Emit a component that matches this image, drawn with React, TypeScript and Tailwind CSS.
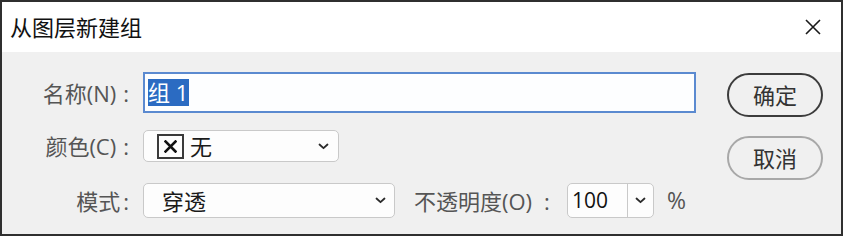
import React from "react";

const FONT = { fontFamily: '"Open Sans", "Noto Sans CJK SC", sans-serif' };

function Chevron() {
  return (
    <svg width="11" height="7" viewBox="0 0 11 7" className="block">
      <path d="M1.5 1.5 L5.5 5.2 L9.5 1.5" fill="none" stroke="#2a2a2a" strokeWidth="1.8" strokeLinecap="round" strokeLinejoin="round" />
    </svg>
  );
}

function Label({ children }: { children: React.ReactNode }) {
  return (
    <div className="w-[127px] shrink-0 text-right text-[22px] text-[#555555] leading-none whitespace-nowrap">{children}</div>
  );
}

export default function App() {
  return (
    <div className="w-[844px] h-[237px] bg-white" style={FONT}>
      <div className="w-[843px] h-[236px] border-2 border-[#2f2f2f] flex flex-col">
        {/* Title bar */}
        <div className="h-[50px] bg-white flex items-center justify-between pl-[8px] pr-[20px]">
          <div className="text-[22px] text-[#111111] leading-none">从图层新建组</div>
          <svg width="16" height="16" viewBox="0 0 16 16" className="block">
            <path d="M1 1 L15 15 M15 1 L1 15" stroke="#1a1a1a" strokeWidth="1.6" />
          </svg>
        </div>
        {/* Body */}
        <div className="flex-1 bg-[#f0f0f0] flex">
          <div className="flex-1 flex flex-col pt-[20px]">
            {/* Row 1 */}
            <div className="flex items-center h-[41px] gap-[14px]">
              <Label>
                名称(N)<span className="ml-[7px]">:</span>
              </Label>
              <div className="w-[553px] h-[41px] border-2 border-[#5b8ad0] bg-[#fdfeff] flex items-center pl-[3px]">
                <span className="bg-[#2b6bc2] text-white text-[22px] leading-[27px] pr-[1px]">组 1</span>
              </div>
            </div>
            {/* Row 2 */}
            <div className="flex items-center h-[32px] gap-[14px] mt-[17px]">
              <Label>
                颜色(C)<span className="ml-[7px]">:</span>
              </Label>
              <div className="w-[196px] h-[32px] border border-[#c9c9c9] rounded-[5px] bg-[#fdfdfd] flex items-center pl-[13px] pr-[9px]">
                <div className="w-[27px] h-[25px] border-2 border-[#3a3a3a] flex items-center justify-center">
                  <svg width="13" height="13" viewBox="0 0 13 13" className="block">
                    <path d="M1.5 1.5 L11.5 11.5 M11.5 1.5 L1.5 11.5" stroke="#111" strokeWidth="2.6" strokeLinecap="square" />
                  </svg>
                </div>
                <span className="ml-[6px] text-[22px] text-[#1a1a1a] leading-none">无</span>
                <div className="ml-auto">
                  <Chevron />
                </div>
              </div>
            </div>
            {/* Row 3 */}
            <div className="flex items-center h-[35px] mt-[21px]">
              <Label>
                模式<span className="ml-[3px]">:</span>
              </Label>
              <div className="ml-[14px] w-[252px] h-[35px] border border-[#c9c9c9] rounded-[5px] bg-[#fdfdfd] flex items-center pl-[18px] pr-[8px]">
                <span className="text-[22px] text-[#1a1a1a] leading-none">穿透</span>
                <div className="ml-auto">
                  <Chevron />
                </div>
              </div>
              <div className="ml-[19px] text-[22px] text-[#555555] leading-none whitespace-nowrap">
                不透明度(O)<span className="ml-[12px]">:</span>
              </div>
              <div className="ml-[17px] w-[87px] h-[35px] border border-[#c9c9c9] rounded-[5px] bg-[#fdfdfd] flex">
                <div className="w-[60px] border-r border-[#c9c9c9] flex items-center pl-[4px]">
                  <span className="text-[21px] text-[#111111] leading-none">100</span>
                </div>
                <div className="flex-1 flex items-center justify-center">
                  <Chevron />
                </div>
              </div>
              <div className="ml-[13px] text-[23px] text-[#555555] leading-none">%</div>
            </div>
          </div>
          {/* Buttons */}
          <div className="w-[114px] shrink-0 flex flex-col pt-[21px] gap-[19px]">
            <div className="w-[96px] h-[44px] rounded-full border-2 border-[#3c3c3c] flex items-center justify-center text-[22px] text-[#333333] leading-none">
              确定
            </div>
            <div className="w-[96px] h-[44px] rounded-full border-2 border-[#a8a8a8] flex items-center justify-center text-[22px] text-[#333333] leading-none">
              取消
            </div>
          </div>
        </div>
      </div>
    </div>
  );
}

***

## [Work required]
Pick out every line above that holds the word "React" and copy it.

## [Reply]
Emit a component that matches this image, drawn with React, TypeScript and Tailwind CSS.
import React from "react";
function Label({ children }: { children: React.ReactNode }) {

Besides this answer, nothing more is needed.